Justin Hosbey
Observer
SciCycle
When you first are asking you start to realize that you're going to be demanding so that you will asking somebody for a chunk of their time and for their attention and for them to build something of a trusting relationship with you. What is important to you in going into that relationship? I think Being honest and just being upfront about the fact that I am an academic and this is helping me to get my dissertation and this is actually helping my career. It's helping me financially doing this project. So I can't act as if it's just for the love of the research topic. And of course I'm passionate about the issue, but also this helps me... This is my job, my career. So I think being honest about that and thinking about what my goals and aims were and trying to make their relationships feel as least exploitative as possible.
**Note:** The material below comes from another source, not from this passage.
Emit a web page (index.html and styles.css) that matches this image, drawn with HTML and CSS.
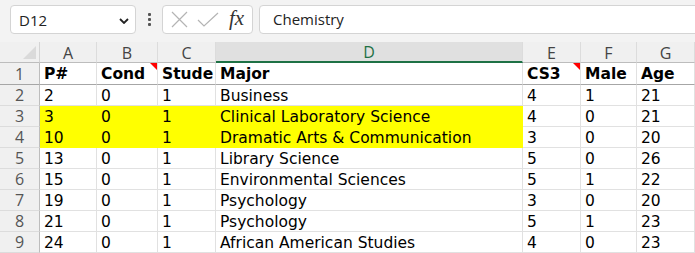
FILE: index.html
```html
<!DOCTYPE html>
<html lang="en">
<head>
    <meta charset="UTF-8">
    <title>Sheet</title>
    <link rel="stylesheet" href="styles.css">
</head>
<body>
    <div class="formula-bar">
        <div class="name-box">
            <span>D12</span>
            <svg class="chevron" width="10" height="6" viewBox="0 0 10 6"><path d="M1 1 L5 5 L9 1" fill="none" stroke="#222" stroke-width="1.8"/></svg>
        </div>
        <div class="dots"><i></i><i></i><i></i></div>
        <div class="fx-box">
            <svg width="17" height="17" viewBox="0 0 17 17"><path d="M1 1 L16 16 M16 1 L1 16" stroke="#b4b4b4" stroke-width="1.2"/></svg>
            <svg width="22" height="15" viewBox="0 0 22 15"><path d="M1 8 L7 14 L21 1" fill="none" stroke="#b4b4b4" stroke-width="1.2"/></svg>
            <span class="fx">fx</span>
        </div>
        <div class="formula-input">Chemistry</div>
    </div>

    <div class="sheet">
        <div class="corner"><span class="corner-tri"></span></div>
        <div class="col-hdr">A</div>
        <div class="col-hdr">B</div>
        <div class="col-hdr">C</div>
        <div class="col-hdr selected">D</div>
        <div class="col-hdr">E</div>
        <div class="col-hdr">F</div>
        <div class="col-hdr">G</div>

        <div class="row-hdr first">1</div>
        <div class="cell head">P#</div>
        <div class="cell head">Cond<span class="note"></span></div>
        <div class="cell head">Stude</div>
        <div class="cell head">Major</div>
        <div class="cell head">CS3<span class="note"></span></div>
        <div class="cell head">Male</div>
        <div class="cell head">Age</div>

        <div class="row-hdr">2</div>
        <div class="cell">2</div><div class="cell">0</div><div class="cell">1</div>
        <div class="cell">Business</div>
        <div class="cell">4</div><div class="cell">1</div><div class="cell">21</div>

        <div class="row-hdr">3</div>
        <div class="cell hl">3</div><div class="cell hl">0</div><div class="cell hl">1</div>
        <div class="cell hl">Clinical Laboratory Science</div>
        <div class="cell">4</div><div class="cell">0</div><div class="cell">21</div>

        <div class="row-hdr">4</div>
        <div class="cell hl">10</div><div class="cell hl">0</div><div class="cell hl">1</div>
        <div class="cell hl">Dramatic Arts &amp; Communication</div>
        <div class="cell">3</div><div class="cell">0</div><div class="cell">20</div>

        <div class="row-hdr">5</div>
        <div class="cell">13</div><div class="cell">0</div><div class="cell">1</div>
        <div class="cell">Library Science</div>
        <div class="cell">5</div><div class="cell">0</div><div class="cell">26</div>

        <div class="row-hdr">6</div>
        <div class="cell">15</div><div class="cell">0</div><div class="cell">1</div>
        <div class="cell">Environmental Sciences</div>
        <div class="cell">5</div><div class="cell">1</div><div class="cell">22</div>

        <div class="row-hdr">7</div>
        <div class="cell">19</div><div class="cell">0</div><div class="cell">1</div>
        <div class="cell">Psychology</div>
        <div class="cell">3</div><div class="cell">0</div><div class="cell">20</div>

        <div class="row-hdr">8</div>
        <div class="cell">21</div><div class="cell">0</div><div class="cell">1</div>
        <div class="cell">Psychology</div>
        <div class="cell">5</div><div class="cell">1</div><div class="cell">23</div>

        <div class="row-hdr">9</div>
        <div class="cell">24</div><div class="cell">0</div><div class="cell">1</div>
        <div class="cell">African American Studies</div>
        <div class="cell">4</div><div class="cell">0</div><div class="cell">23</div>
    </div>
</body>
</html>
```

FILE: styles.css
```css
body {
    margin: 0;
    width: 695px;
    height: 253px;
    overflow: hidden;
    background: #ffffff;
    font-family: "Open Sans", "Noto Sans", sans-serif;
}
.formula-bar {
    height: 42px;
    box-sizing: border-box;
    padding: 5px 0 0 10px;
    display: flex;
    align-items: flex-start;
    background: #f3f3f3;
}
.name-box {
    width: 126px;
    height: 29px;
    box-sizing: border-box;
    background: #fff;
    border: 1px solid #d4d4d4;
    border-radius: 4px;
    display: flex;
    align-items: center;
    justify-content: space-between;
    padding: 0 6px 0 8px;
    font-size: 15px;
    color: #222;
}
.chevron {
    margin-top: 2px;
}
.dots {
    width: 26px;
    height: 29px;
    display: flex;
    flex-direction: column;
    align-items: center;
    justify-content: center;
    gap: 2px;
}
.dots i {
    width: 3px;
    height: 3px;
    background: #555;
    border-radius: 1px;
}
.fx-box {
    width: 91px;
    height: 29px;
    box-sizing: border-box;
    background: #fff;
    border: 1px solid #d4d4d4;
    border-radius: 4px;
    display: flex;
    align-items: center;
    padding: 0 5px 0 8px;
    gap: 9px;
}
.fx {
    font-family: "Liberation Serif", serif;
    font-style: italic;
    font-size: 21px;
    color: #333;
    margin-top: -3px;
    margin-left: 1px;
}
.formula-input {
    flex: 1;
    height: 29px;
    box-sizing: border-box;
    margin-left: 6px;
    margin-right: -10px;
    background: #fff;
    border: 1px solid #d4d4d4;
    border-radius: 4px;
    padding: 0 13px;
    line-height: 27px;
    font-size: 15px;
    color: #222;
}
.sheet {
    display: grid;
    grid-template-columns: 40px 57px 61px 58px 307px 58px 56px 58px;
    grid-template-rows: 21px 22px repeat(8, 21px);
}
.corner {
    background: #f0f0f0;
    border-right: 1px solid #d4d4d4;
    border-bottom: 1px solid #bdbdbd;
    position: relative;
}
.corner-tri {
    position: absolute;
    right: 3px;
    bottom: 3px;
    width: 0;
    height: 0;
    border-left: 13px solid transparent;
    border-bottom: 13px solid #dadada;
}
.col-hdr {
    background: #f0f0f0;
    border-right: 1px solid #dcdcdc;
    border-bottom: 1px solid #bdbdbd;
    text-align: center;
    font-size: 16px;
    line-height: 22px;
    color: #444;
}
.col-hdr.selected {
    background: #e0e0e0;
    color: #1e7145;
    border-bottom: 2px solid #1e7145;
    line-height: 21px;
}
.row-hdr {
    background: #f0f0f0;
    border-right: 1px solid #bdbdbd;
    border-bottom: 1px solid #dcdcdc;
    text-align: center;
    font-size: 16px;
    line-height: 21px;
    color: #555;
}
.row-hdr.first {
    border-bottom-color: #a6a6a6;
    line-height: 22px;
}
.cell {
    position: relative;
    border-right: 1px solid #e1e1e1;
    border-bottom: 1px solid #e1e1e1;
    padding: 1px 0 0 4px;
    font-family: "DejaVu Sans", Verdana, sans-serif;
    font-size: 15.5px;
    line-height: 20px;
    color: #000;
    white-space: nowrap;
    overflow: hidden;
}
.cell.head {
    font-weight: bold;
    line-height: 21px;
    border-bottom-color: #a6a6a6;
}
.cell.hl {
    background: #ffff00;
    border-right-color: #ffff00;
    border-bottom-color: #ffff00;
}
.note {
    position: absolute;
    top: 0;
    right: 0;
    width: 0;
    height: 0;
    border-left: 7px solid transparent;
    border-top: 7px solid #ff0000;
}
```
That's what I just try to do. Because I know there's an imbalance in terms of resources from off the top. I just try my best to mitigate that by just being honest about it and also just doing what I say I'm going to do for people being on time and showing up in those key ways, and having that face time with them. I think that's really the only way because people have to decide whether they want to trust you or not. And I think they can only decide that after getting to know who you are and say, if you're consistent and you show up and you're honest, I think that lets people start trusting you and then they want to support you from that point forward. That's been my experience. I love how these conversations tend to go. They get deep and thoughtful and often times some of the answers as you get deeper, start to sound very straightforward. Show up on time. That's thinking that actually... I think behind that is a humility in a sense of your place in the relationship. I agree with you, Ben. That's why I do it.